Ministers subsequently awarded him a multimillion-euro contract to operate Lefkoniko Airport in northern Cyprus.

==Return to UK==
On 30 July 2010 it was reported that a British judge had granted Nadir bail, which it was said would pave the way for him to return to the UK to face trial.

On 26 August 2010, Nadir returned to the UK with his wife Nur in a private Boeing 737 aircraft, leased from Onur Air, to face trial. His bail conditions included the £250,000 bail surety already paid to the court, surrendering his passport, wearing an electronic tag, reporting to a police station once a week, and being prohibited from going near any airport. He appeared at the Old Bailey on 3 September 2010 to comply with bail conditions. Nadir stayed in a £20,000-a-month rented house. Owing to the complexity of the allegations, his trial did not begin until 23 January 2012.

On 22 August 2012, Asil Nadir was found guilty of ten counts of theft of nearly £29 million from Polly Peck. The jury found him not guilty on three counts. The jury had been advised at the start of the trial that the 13 were specimen charges and the overall amount allegedly stolen was about £146 million. He was sentenced to ten years' imprisonment.

==Transfer to Turkey==
In April 2016, Asil Nadir was transferred to a Turkish prison. A Ministry of Justice spokesman said: "It is right that foreign criminals are properly punished but not at the expense of British taxpayers. This government is committed to removing foreign criminals to their own countries. Since Asil Nadir has now repaid the £2 million he owed the Legal Aid Agency, plus £5 million in compensation he paid earlier, arrangements were made with the Turkish government for his removal as part of the Prisoner Transfer Agreement."

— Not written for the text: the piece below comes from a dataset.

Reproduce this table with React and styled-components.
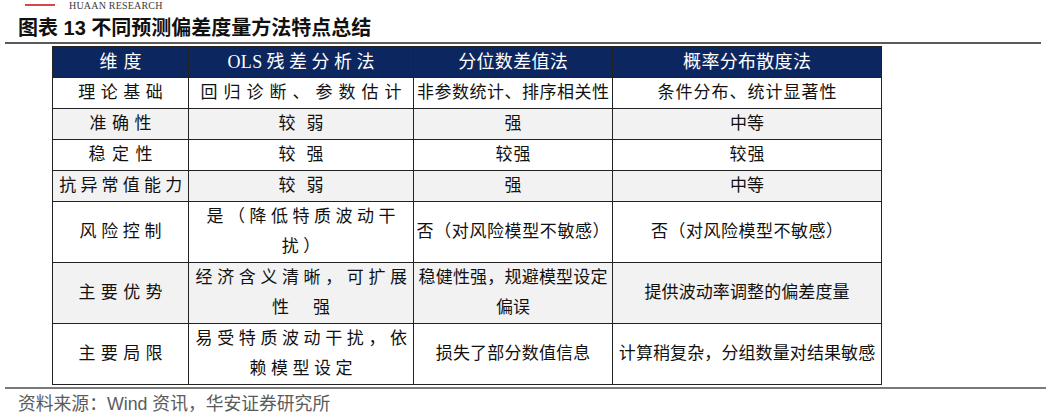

Once back in Turkey, Nadir was held for only one day in prison before being released.

==Personal life and death==
Nadir was born to a Turkish Cypriot family. He was the father of five children, one by his mistress when aged 19, two by his first wife, one by a former mistress, and one by his second wife, Nur. Nadir was listed at 36th on the Sunday Times Rich List in 1990.

Nadir died in a hospital in North Nicosia on 6 February 2025, at the age of 83.